“Creativity is a gift, from life to us,” according to Tom Sturges in his book Every Idea is a Good Idea: How Songwriters and Other Working Artists Get It Done.
It exists in various forms and flavors, but all of us have it. And when we tap into our creativity, he writes, it is then that “we are most human.”
Sturges worked as a senior executive in the music industry for 25 years. He’s worked with everyone from Carole King to Lamont Dozier to Dr. Dre.
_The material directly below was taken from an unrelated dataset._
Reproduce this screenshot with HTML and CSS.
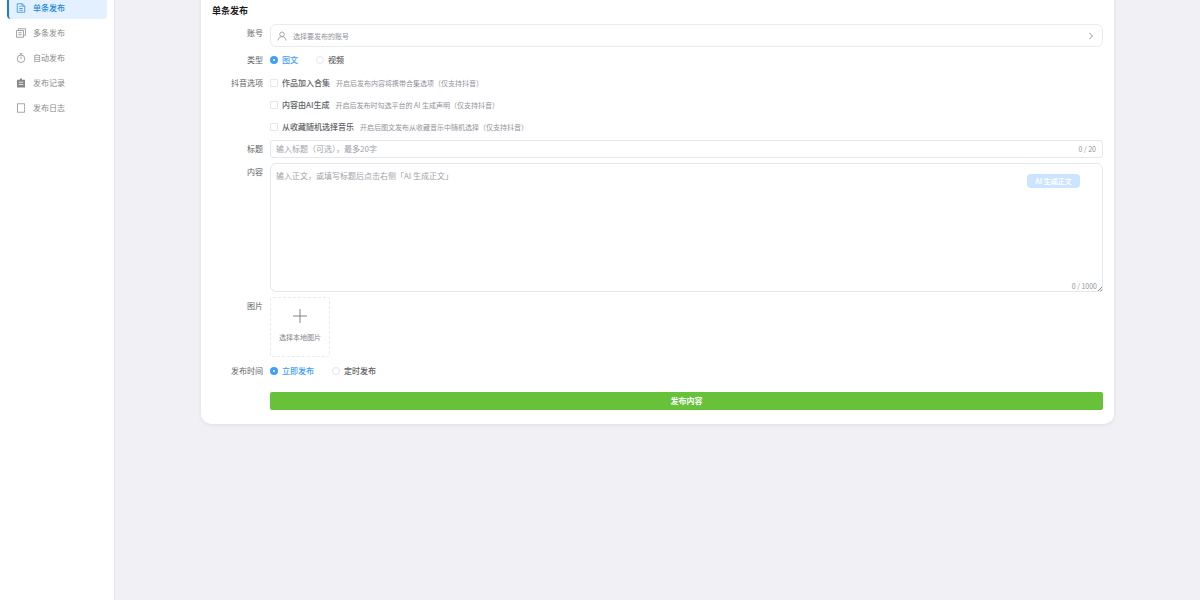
FILE: index.html
```html
<!DOCTYPE html>
<html lang="zh-CN">
<head>
  <meta charset="utf-8">
  <title>单条发布</title>
  <link rel="stylesheet" href="styles.css">
</head>
<body>
  <div class="layout">
    <nav class="sidebar">
      <a class="menu-item active" href="#">
        <svg class="icon" viewBox="0 0 20 20"><path d="M2.500 1.500h10l5 5v12h-15zM12 1.500v5h5M6.500 7h3M6.500 11h7M6.500 14.500h7"/></svg>
        单条发布
      </a>
      <a class="menu-item" href="#">
        <svg class="icon" viewBox="0 0 20 20"><path d="M5 5V1.500h14v13h-4M1 5h14v13.500H1zM4.500 9.500h7M4.500 13.500h7"/></svg>
        多条发布
      </a>
      <a class="menu-item" href="#">
        <svg class="icon" viewBox="0 0 20 20"><circle cx="10" cy="11.500" r="7.500"/><path d="M10 7v5M7 1.500h6M10 1.500V4"/></svg>
        自动发布
      </a>
      <a class="menu-item" href="#">
        <svg class="icon" viewBox="0 0 20 20"><path class="solid" d="M2 3.500h6V1h4v2.500h6V19H2z"/><path class="cut" d="M5.500 8.500h9M5.500 13h9"/></svg>
        发布记录
      </a>
      <a class="menu-item" href="#">
        <svg class="icon" viewBox="0 0 20 20"><path d="M17 1.500H3v17h14"/><path d="M17 1.500v17" stroke-width="2" stroke-dasharray="2 1"/></svg>
        发布日志
      </a>
    </nav>

    <main class="main">
      <form class="card">
        <h1 class="card-title">单条发布</h1>

        <div class="row">
          <label class="row-label" for="account">账号</label>
          <button class="account" id="account" type="button">
            <svg class="icon" viewBox="0 0 20 20"><circle cx="10" cy="6.500" r="4.500"/><path d="M2 19c0-5 3-7.500 8-7.500s8 2.500 8 7.500"/></svg>
            <span class="account-text">选择要发布的账号</span>
            <svg class="arrow" viewBox="0 0 8 8"><path d="M2.500 1l3 3-3 3"/></svg>
          </button>
        </div>

        <div class="row">
          <span class="row-label">类型</span>
          <div class="radios">
            <label class="choice"><input class="radio" type="radio" name="type" checked><span>图文</span></label>
            <label class="choice"><input class="radio" type="radio" name="type"><span>视频</span></label>
          </div>
        </div>

        <div class="row">
          <span class="row-label">抖音选项</span>
          <div class="options">
            <label class="choice"><input class="check" type="checkbox"><span>作品加入合集</span><small class="hint">开启后发布内容将携带合集选项（仅支持抖音）</small></label>
            <label class="choice"><input class="check" type="checkbox"><span>内容由AI生成</span><small class="hint">开启后发布时勾选平台的 AI 生成声明（仅支持抖音）</small></label>
            <label class="choice"><input class="check" type="checkbox"><span>从收藏随机选择音乐</span><small class="hint">开启后图文发布从收藏音乐中随机选择（仅支持抖音）</small></label>
          </div>
        </div>

        <div class="row">
          <label class="row-label" for="title">标题</label>
          <div class="title-box">
            <input class="title-input" id="title" type="text" maxlength="20" placeholder="输入标题（可选），最多20字">
            <span class="count">0 / 20</span>
          </div>
        </div>

        <div class="row">
          <label class="row-label" for="content">内容</label>
          <div class="content-box">
            <textarea class="content-input" id="content" maxlength="1000" placeholder="输入正文，或填写标题后点击右侧「AI 生成正文」"></textarea>
            <button class="ai-btn" type="button" disabled>AI 生成正文</button>
            <span class="count content-count">0 / 1000</span>
            <svg class="grip" viewBox="0 0 6 6"><path d="M1 5l4-4M3.500 5.500l2-2"/></svg>
          </div>
        </div>

        <div class="row">
          <label class="row-label" for="upload">图片</label>
          <button class="upload" id="upload" type="button">
            <svg class="plus" viewBox="0 0 14 14"><path d="M7 0v14M0 7h14"/></svg>
            选择本地图片
          </button>
        </div>

        <div class="row">
          <span class="row-label">发布时间</span>
          <div class="radios">
            <label class="choice"><input class="radio" type="radio" name="time" checked><span>立即发布</span></label>
            <label class="choice"><input class="radio" type="radio" name="time"><span>定时发布</span></label>
          </div>
        </div>

        <div class="row submit-row">
          <button class="submit" type="submit">发布内容</button>
        </div>
      </form>
    </main>
  </div>
</body>
</html>
```
FILE: styles.css
```css
* {
  box-sizing: border-box;
}
body {
  margin: 0;
  font: 8px/18px "Noto Sans CJK SC", sans-serif;
  color: #606266;
  background: #f0f0f5;
}
button, input, textarea {
  font: inherit;
  color: inherit;
  margin: 0;
}
svg {
  flex: none;
  fill: none;
  stroke: currentColor;
}
.layout {
  display: flex;
  min-height: 100vh;
}

/* sidebar, scrolled a little past its top */
.sidebar {
  display: flex;
  flex-direction: column;
  gap: 3px;
  flex: none;
  width: 115px;
  margin-top: -3px;
  padding: 0 7px;
  background: #fff;
  border-right: 1px solid #e8e8ec;
}
.menu-item {
  display: flex;
  align-items: center;
  gap: 7px;
  height: 22px;
  padding-left: 9px;
  border-radius: 4px;
  color: #888;
  text-decoration: none;
}
.menu-item.active {
  padding-left: 7px;
  border-left: 2px solid #1a7fd4;
  background: #e3f0ff;
  color: #2088d8;
  font-weight: 500;
}
.icon {
  width: 10px;
  height: 10px;
  stroke-width: 1.5;
}
.icon .solid {
  fill: currentColor;
  stroke: none;
}
.icon .cut {
  stroke: #fff;
}

/* form card */
.main {
  flex: 1;
  padding: 0 86px;
}
.card {
  display: flex;
  flex-direction: column;
  gap: 5px;
  margin-top: -10px;
  padding: 13px 11px 14px;
  background: #fff;
  border-radius: 10px;
  box-shadow: 0 1px 4px rgba(0, 0, 0, 0.08);
}
.card-title {
  margin: 0;
  font-size: 9px;
  line-height: 16px;
  color: #1a1a1a;
}
.row {
  display: flex;
  gap: 7px;
}
.row-label {
  flex: none;
  width: 51px;
  text-align: right;
}
.account {
  display: flex;
  align-items: center;
  flex: 1;
  height: 23px;
  margin-bottom: -1px;
  padding: 0 7px 0 6px;
  border: 1px solid #ebebef;
  border-radius: 6px;
  background: #fff;
  color: #909399;
}
.account-text {
  flex: 1;
  padding-left: 6px;
  font-size: 7px;
  text-align: left;
}
.arrow {
  width: 8px;
  height: 8px;
}
.radios {
  display: flex;
  gap: 18px;
}
.options {
  display: flex;
  flex-direction: column;
  gap: 4px;
  margin-bottom: -1px;
}
.choice {
  display: flex;
  align-items: center;
  gap: 4px;
  font-weight: 500;
}
.radio, .check {
  appearance: none;
  width: 8px;
  height: 8px;
  border: 1px solid #e4e6eb;
  border-radius: 50%;
  background: #fff;
}
.check {
  border-radius: 1px;
}
.radio:checked {
  border: 3px solid #409eff;
}
.radio:checked + span {
  color: #409eff;
}
.hint {
  padding-left: 2px;
  font-size: 7px;
  font-weight: 400;
  color: #909399;
}
.title-box {
  display: flex;
  flex: 1;
  height: 18px;
  padding: 0 6px 0 5px;
  border: 1px solid #e4e7ed;
  border-radius: 3px;
  line-height: 16px;
}
.title-input {
  flex: 1;
  padding: 0;
  border: 0;
  outline: 0;
  background: none;
}
.title-input::placeholder, .content-input::placeholder {
  color: #a0a2a8;
}
.count {
  font-size: 7px;
  color: #909399;
}
.content-box {
  position: relative;
  flex: 1;
}
.content-input {
  display: block;
  width: 100%;
  height: 129px;
  padding: 3px 5px;
  border: 1px solid #e4e7ed;
  border-radius: 6px;
  outline: 0;
  resize: none;
}
.ai-btn {
  position: absolute;
  top: 11px;
  right: 23px;
  width: 53px;
  height: 14px;
  padding: 0;
  border: 0;
  border-radius: 4px;
  background: #cce4ff;
  color: #fff;
  font-size: 7px;
  font-weight: 700;
  line-height: 14px;
}
.content-count {
  position: absolute;
  right: 6px;
  bottom: -3px;
}
.grip {
  position: absolute;
  right: 0;
  bottom: 0;
  width: 6px;
  height: 6px;
  color: #888;
}
.upload {
  display: flex;
  flex-direction: column;
  align-items: center;
  gap: 5px;
  width: 60px;
  height: 60px;
  padding: 11px 0 0;
  border: 1px dashed #e8eaee;
  border-radius: 3px;
  background: #fff;
  color: #808388;
  font-size: 7px;
}
.plus {
  width: 14px;
  height: 14px;
}
.submit-row {
  margin-top: 7px;
  padding-left: 58px;
}
.submit {
  flex: 1;
  height: 18px;
  padding: 0;
  border: 0;
  border-radius: 2px;
  background: #67c23a;
  color: #fff;
  font-weight: 700;
}
```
In Every Idea is a Good Idea, he gives readers a glimpse into these individuals’ creative processes along with the processes of others. He also shares his own tips for tapping into and maximizing our creativity. Here are three tips from Sturges’s book.
1. Steal from the greats.
In Mougins, France, in a secret room — a room within rooms — there was a vault with a combination lock, which housed several original pieces from some of the greatest artists, including Gaugin, Degas and Rembrandt. Next to these works were their duplications.
This heavily guarded room was a hidden part of Picasso’s principal studio, where he collected great works and tried to recreate them. As Sturges writes, Picasso tried to replicate the very strokes that inspired him, to gain a deeper understanding of how each artist was able to paint their powerful works. It’s not surprising then that Picasso is famously quoted as saying, “Bad artists copy. Great artists steal.”
Author Austin Kleon talks about this in his book Steal Like An Artist: 10 Things Nobody Told You About Being Creative. In it, he includes T.S. Eliot’s quote, which also speaks to expert stealing: “Immature poets imitate; mature poets steal; bad poets deface what they take, and good poets make it into something better, or at least something different. The good poet welds his theft into a whole of feeling which is unique, utterly different from which it was torn.”
(Learn more about Kleon’s book here.)
2. Reinvent yourself and your process.
In an interview with Charlie Rose, songwriter Paul Simon explained that he believes we’re born with a well of talent, but when we become successful, that well dries up. As such, we need to recreate ourselves. According to Sturges, one way Simon replenishes his well is “by borrowing the sounds and rhythms of other cultures and their music and incorporating those elements into his own music, particularly his songwriting.”
Sturges suggests we consider reinvention not just in terms of ourselves but also our creative process. He includes examples of others who reinvented themselves. For instance, the painter Auguste Renoir started out painting china. By the time he was in his 20s, he’d finally saved enough money to afford his own paint and canvas. From there he became the Impressionist master we know today.
Gustave Eiffel was a bridge builder. After creating the idea for the Eiffel Tower, he reinvented himself as a landmark creator. After that he helped design the skeleton for the Statue of Liberty.
When we focus on reinventing how we create and what we create, we challenge ourselves to play with new perspectives, techniques and tools. This sparks our curiosity, boosts our energy and welcomes all sorts of insights.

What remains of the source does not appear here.